While improving Vatican-Russian Orthodox relations was an obvious goal of the concert, both Metropolitan Hilarion and top Vatican officials believe that Christians in Europe have a common mission that cannot be put on hold while the churches attempt to find unity.

“Today, both of us see the importance of promoting Christian values in society. We cannot reduce our relations to just the unresolved theological questions,” Metropolitan Hilarion said.

Addressing a symposium on “Orthodox and Catholics in Europe Today” May 19, he said that up until the Second World War, “the relationship between the Orthodox and Western Christian churches was marked by rivalry.” But Europe’s “tragic history of violence” has made it clear to both that “we must build bridges, write new pages in the history of our relations.”

And as more people seem to lose their way ethically and turn their backs on faith, “we do not have a right to concentrate only on that which divides us,” he said at the Russian Orthodox Church of St. Catherine.

Cardinal Walter Kasper, president of the Pontifical Council for Promoting Christian Unity, told the conference that a new evangelization, “connected to a re-inculturation of the Gospel in Europe, is possible only if it is done ecumenically, in collaboration with the other churches and Christian communities.”
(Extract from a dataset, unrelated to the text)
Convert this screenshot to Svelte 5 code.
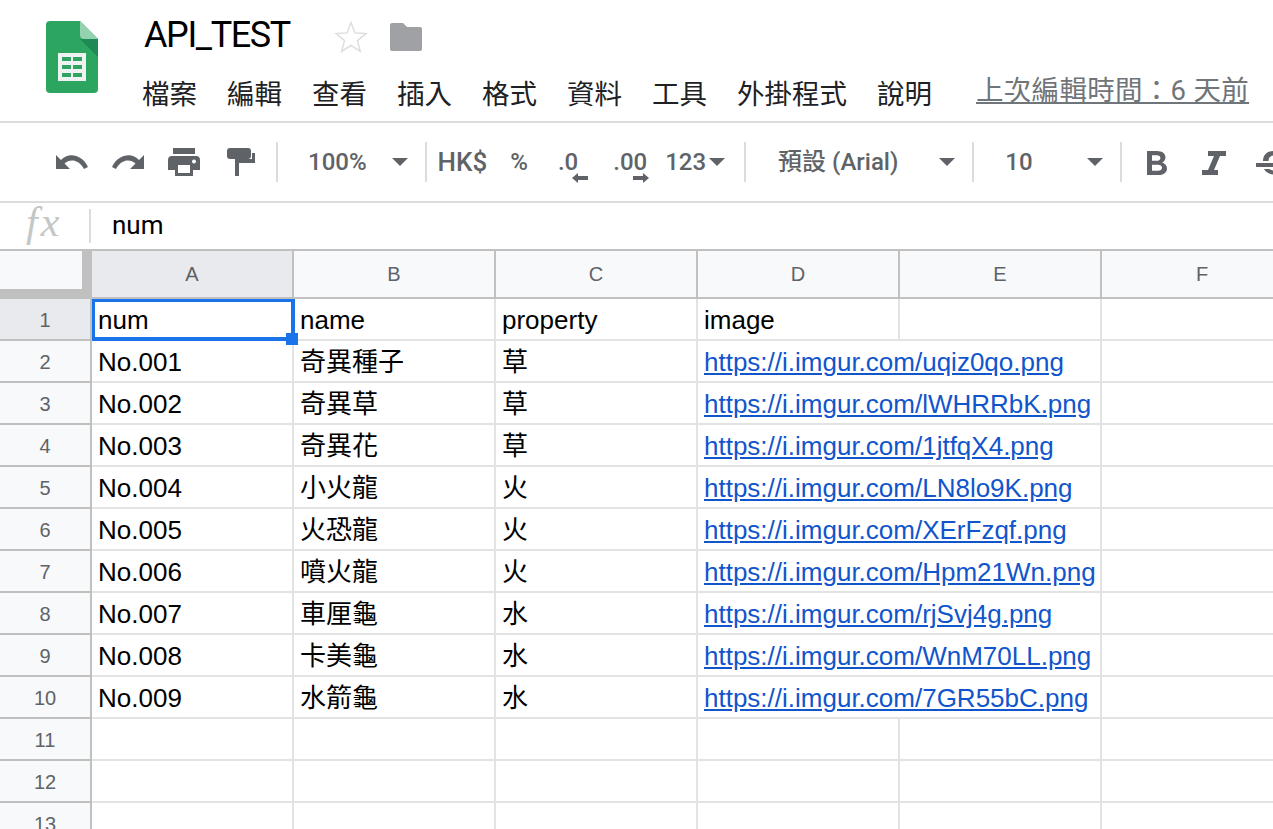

But he also said the process could be moved forward if the Russian Orthodox patriarch would finally agree to meet the pope, a meeting the Russians continue to say — and Metropolitan Hilarion repeated — can’t be scheduled until Catholic-Orthodox tensions are resolved in Western Ukraine.

From the Vatican’s point of view, “a meeting between the pope and the Russian patriarch would be an important sign that would make visible and more credible our common commitment,” Cardinal Kasper said.